Pages as source code
────────────────────────────────────────

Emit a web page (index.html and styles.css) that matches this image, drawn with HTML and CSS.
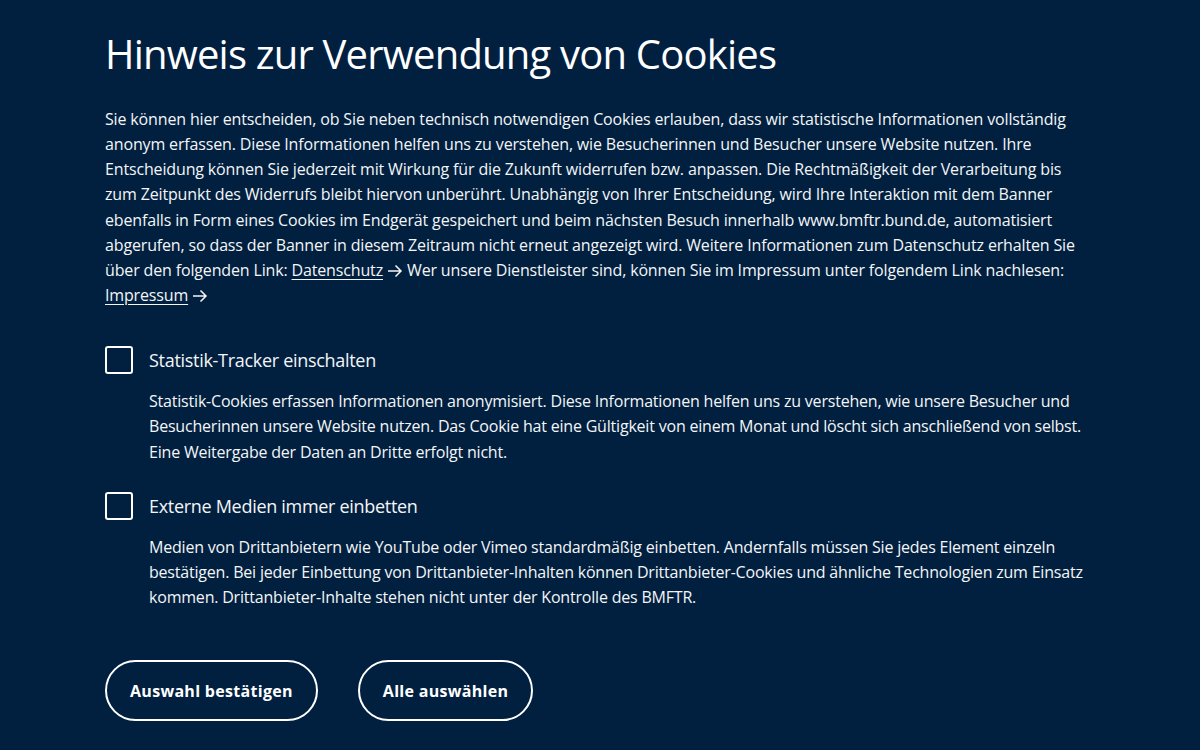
FILE: index.html
```html
<!DOCTYPE html>
<html lang="de">
<head>
<meta charset="utf-8">
<title>Hinweis zur Verwendung von Cookies</title>
<link rel="stylesheet" href="styles.css">
</head>
<body>
<div class="banner">
  <h1 class="title">Hinweis zur Verwendung von Cookies</h1>
  <p class="intro">Sie können hier entscheiden, ob Sie neben technisch notwendigen Cookies erlauben, dass wir statistische Informationen vollständig anonym erfassen. Diese Informationen helfen uns zu verstehen, wie Besucherinnen und Besucher unsere Website nutzen. Ihre Entscheidung können Sie jederzeit mit Wirkung für die Zukunft widerrufen bzw. anpassen. Die Rechtmäßigkeit der Verarbeitung bis zum Zeitpunkt des Widerrufs bleibt hiervon unberührt. Unabhängig von Ihrer Entscheidung, wird Ihre Interaktion mit dem Banner ebenfalls in Form eines Cookies im Endgerät gespeichert und beim nächsten Besuch innerhalb www.bmftr.bund.de, automatisiert abgerufen, so dass der Banner in diesem Zeitraum nicht erneut angezeigt wird. Weitere Informationen zum Datenschutz erhalten Sie über den folgenden Link: <a class="link" href="#">Datenschutz</a><svg class="arrow" viewBox="0 0 16 16" width="16" height="16"><path d="M1 8h13.5M8.5 2.5 14 8l-5.5 5.5" fill="none" stroke="currentColor" stroke-width="1.5"/></svg> Wer unsere Dienstleister sind, können Sie im Impressum unter folgendem Link nachlesen: <a class="link" href="#">Impressum</a><svg class="arrow" viewBox="0 0 16 16" width="16" height="16"><path d="M1 8h13.5M8.5 2.5 14 8l-5.5 5.5" fill="none" stroke="currentColor" stroke-width="1.5"/></svg></p>

  <div class="option">
    <label class="option-head"><span class="box"></span><span class="option-label">Statistik-Tracker einschalten</span></label>
    <p class="option-desc">Statistik-Cookies erfassen Informationen anonymisiert. Diese Informationen helfen uns zu verstehen, wie unsere Besucher und Besucherinnen unsere Website nutzen. Das Cookie hat eine Gültigkeit von einem Monat und löscht sich anschließend von selbst. Eine Weitergabe der Daten an Dritte erfolgt nicht.</p>
  </div>

  <div class="option">
    <label class="option-head"><span class="box"></span><span class="option-label">Externe Medien immer einbetten</span></label>
    <p class="option-desc">Medien von Drittanbietern wie YouTube oder Vimeo standardmäßig einbetten. Andernfalls müssen Sie jedes Element einzeln bestätigen. Bei jeder Einbettung von Drittanbieter-Inhalten können Drittanbieter-Cookies und ähnliche Technologien zum Einsatz kommen. Drittanbieter-Inhalte stehen nicht unter der Kontrolle des BMFTR.</p>
  </div>

  <div class="actions">
    <button class="btn">Auswahl bestätigen</button>
    <button class="btn">Alle auswählen</button>
  </div>
</div>
</body>
</html>
```
FILE: styles.css
```css
html, body {
  margin: 0;
  padding: 0;
  background: #01203f;
}
body {
  color: #f4f5f7;
  font-family: "Open Sans", "Noto Sans", sans-serif;
  height: 750px;
  overflow: hidden;
}
.banner {
  width: 990px;
  margin-left: 105px;
  padding-top: 27px;
}
.title {
  margin: 0;
  font-size: 40px;
  font-weight: 400;
  line-height: 54px;
  letter-spacing: -0.8px;
  color: #ffffff;
}
.intro {
  margin: 26px 0 0;
  font-size: 16px;
  line-height: 25.15px;
  letter-spacing: -0.15px;
}
.link {
  color: inherit;
  text-decoration: underline;
  text-underline-offset: 3px;
  text-decoration-thickness: 1px;
}
.arrow {
  vertical-align: -3px;
  margin-left: 4px;
}
.option {
  margin-top: 38px;
}
.option + .option {
  margin-top: 27px;
}
.option-head {
  display: flex;
  align-items: center;
  gap: 16px;
}
.box {
  width: 24px;
  height: 24px;
  border: 2px solid #ffffff;
  border-radius: 3px;
  flex: none;
}
.option-label {
  font-size: 18px;
  line-height: 28px;
  letter-spacing: -0.3px;
}
.option-desc {
  margin: 15px 0 0 44px;
  font-size: 16px;
  line-height: 25.15px;
  letter-spacing: -0.2px;
}
.actions {
  display: flex;
  gap: 40px;
  margin-top: 50px;
}
.btn {
  height: 61px;
  padding: 0 23px;
  border: 2px solid #ffffff;
  border-radius: 31px;
  background: transparent;
  color: #ffffff;
  font-family: "Open Sans", "Noto Sans", sans-serif;
  font-size: 16px;
  font-weight: 700;
  letter-spacing: 0.3px;
}
```
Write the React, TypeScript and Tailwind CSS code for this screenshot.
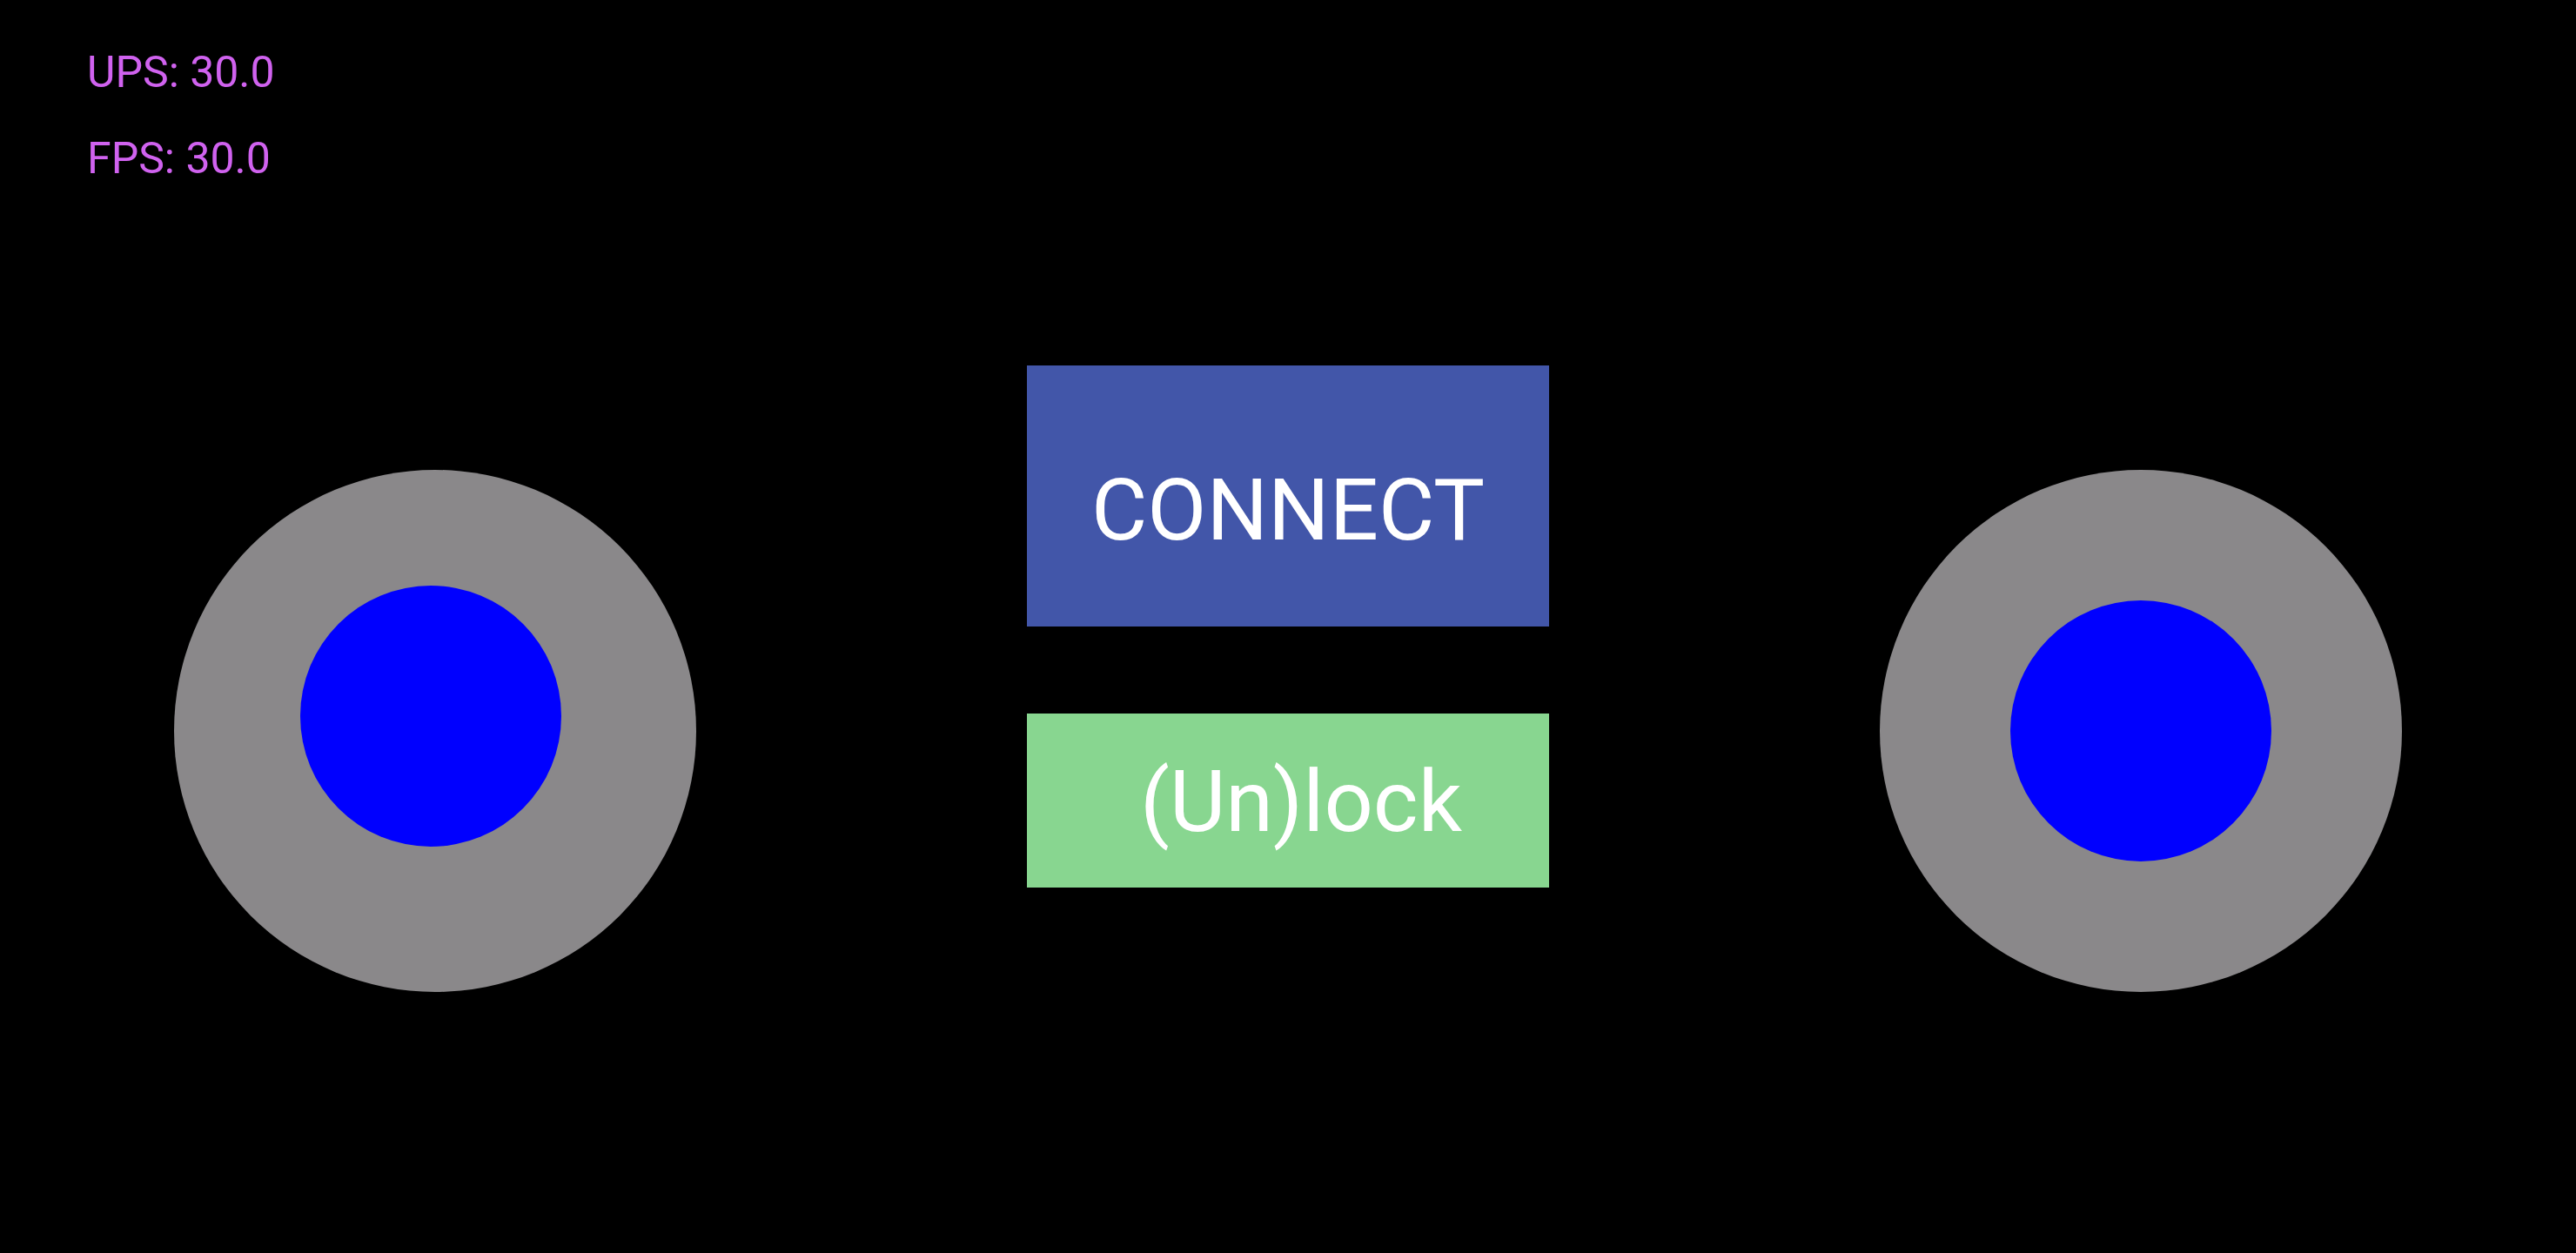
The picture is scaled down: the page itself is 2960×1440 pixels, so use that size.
import { useState } from 'react';

interface JoystickProps {
  knobClass?: string;
}

function Joystick({ knobClass = '' }: JoystickProps) {
  return (
    <div className="w-[600px] h-[600px] rounded-full bg-[#8a888a] flex items-center justify-center">
      <div className={`w-[300px] h-[300px] rounded-full bg-[#0000ff] ${knobClass}`} />
    </div>
  );
}

export default function App() {
  const [ups] = useState(30.0);
  const [fps] = useState(30.0);
  const [locked, setLocked] = useState(true);

  return (
    <div className="w-[2960px] h-[1440px] bg-black overflow-hidden flex flex-col font-['Roboto',sans-serif]">
      {/* Stats */}
      <div className="pl-[100px] pt-[53px] text-[50px] leading-[60px] text-[#d062ef]">
        <div>UPS: {ups.toFixed(1)}</div>
        <div className="mt-[39px]">FPS: {fps.toFixed(1)}</div>
      </div>

      <div className="flex justify-between items-start px-[200px] mt-[208px]">
        <div className="mt-[120px]">
          <Joystick knobClass="-translate-x-[5px] -translate-y-[17px]" />
        </div>

        <div className="flex flex-col gap-[100px]">
          <button className="w-[600px] h-[300px] bg-[#4256a9] text-white text-[99px] flex items-center justify-center pt-[32px]">
            CONNECT
          </button>
          <button
            onClick={() => setLocked(!locked)}
            className="w-[600px] h-[200px] bg-[#88d690] text-white text-[99px] flex items-center justify-center pl-[30px] pt-[2px]"
          >
            (Un)lock
          </button>
        </div>

        <div className="mt-[120px]">
          <Joystick />
        </div>
      </div>
    </div>
  );
}
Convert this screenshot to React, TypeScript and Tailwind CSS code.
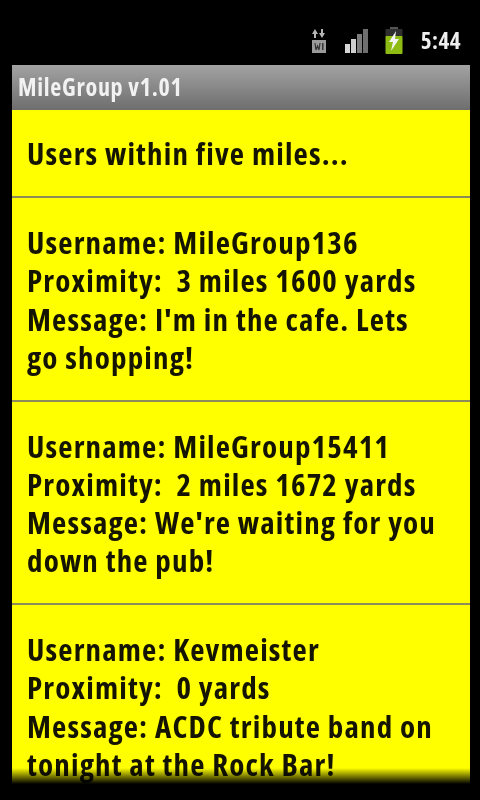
const font = { fontFamily: '"Open Sans", "Noto Sans", sans-serif', fontStretch: "75%" };

const users = [
  { name: "MileGroup136", prox: "3 miles 1600 yards", msg: ["Message: I'm in the cafe. Lets", "go shopping!"] },
  { name: "MileGroup15411", prox: "2 miles 1672 yards", msg: ["Message: We're waiting for you", "down the pub!"] },
  { name: "Kevmeister", prox: "0 yards", msg: ["Message: ACDC tribute band on", "tonight at the Rock Bar!"] },
];

function TransferIcon() {
  return (
    <svg width="16" height="26" viewBox="0 0 16 26">
      <path d="M4 1 L1 6 H3 V10 H5 V6 H7 Z" fill="#b5b5b5" />
      <path d="M11 10 L8 5 H10 V1 H12 V5 H14 Z" fill="#b5b5b5" />
      <rect x="1" y="12" width="14" height="13" fill="#9a9a9a" />
      <path d="M4 15 L5 22 L6.5 18 L8 22 L9 15" stroke="#333" strokeWidth="1.2" fill="none" />
      <rect x="11" y="15" width="1.5" height="7" fill="#333" />
    </svg>
  );
}

function SignalIcon() {
  return (
    <svg width="24" height="26" viewBox="0 0 24 26">
      <rect x="1" y="16" width="5" height="9" fill="#d6d6d6" />
      <rect x="7" y="11" width="5" height="14" fill="#d0d0d0" />
      <rect x="13" y="6" width="5" height="19" fill="#7d7d7d" />
      <rect x="19" y="1" width="5" height="24" fill="#6f6f6f" />
    </svg>
  );
}

function BatteryIcon() {
  return (
    <svg width="18" height="28" viewBox="0 0 18 28">
      <rect x="5" y="0" width="8" height="3" fill="#555" />
      <rect x="0.5" y="2" width="17" height="8" fill="#2f2f2f" />
      <rect x="0.5" y="9" width="17" height="18" rx="1" fill="#8fbc12" />
      <path d="M11 4 L4 15 H8 L6 24 L14 12 H10 Z" fill="#f4f4f4" />
    </svg>
  );
}

export default function App() {
  return (
    <div className="h-[800px] w-[480px] overflow-hidden bg-black">
      <div className="relative h-[800px] w-[480px] overflow-hidden bg-black blur-[0.6px]" style={font}>
        <div className="flex h-[65px] items-center justify-end gap-[17px] pr-[19px] pt-[16px]">
          <TransferIcon />
          <SignalIcon />
          <BatteryIcon />
          <span className="ml-[1px] text-[23px] font-bold tracking-[0.5px] text-[#eeeeee]">5:44</span>
        </div>
        <div className="ml-3 mr-[10px]">
          <div className="flex h-[45px] items-center bg-gradient-to-b from-[#a3a3a3] to-[#6e6e6e] pb-[2px] pl-[6px] text-[24px] font-bold tracking-[0.7px] text-[#f2f2f2]">
            MileGroup v1.01
          </div>
          <div className="bg-[#ffff00] text-[31px] font-bold leading-[38.3px] tracking-[1.15px] text-[#141400]">
            <div className="flex h-[88px] items-center border-b-2 border-[#8c8c5a] pl-[15px]">Users within five miles...</div>
            {users.map((u) => (
              <div key={u.name} className="h-[203.5px] border-b-2 border-[#8c8c5a] pl-[15px] pt-[25px]">
                <div>Username: {u.name}</div>
                <div className="whitespace-pre">Proximity:  {u.prox}</div>
                {u.msg.map((m) => (
                  <div key={m}>{m}</div>
                ))}
              </div>
            ))}
          </div>
        </div>
        <div className="absolute bottom-0 left-0 right-0 h-[32px] bg-gradient-to-b from-transparent via-black to-black" />
      </div>
    </div>
  );
}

────────────────────────────────────────

TASK BRIEF: Output nothing except the lines from the one containing "Write the React, TypeScript" through the one containing "const [locked, setLocked] = useState(true);", both kept, with the pictures removed.

COMPLETE ANSWER:
Write the React, TypeScript and Tailwind CSS code for this screenshot.
The picture is scaled down: the page itself is 2960×1440 pixels, so use that size.
import { useState } from 'react';

interface JoystickProps {
  knobClass?: string;
}

function Joystick({ knobClass = '' }: JoystickProps) {
  return (
    <div className="w-[600px] h-[600px] rounded-full bg-[#8a888a] flex items-center justify-center">
      <div className={`w-[300px] h-[300px] rounded-full bg-[#0000ff] ${knobClass}`} />
    </div>
  );
}

export default function App() {
  const [ups] = useState(30.0);
  const [fps] = useState(30.0);
  const [locked, setLocked] = useState(true);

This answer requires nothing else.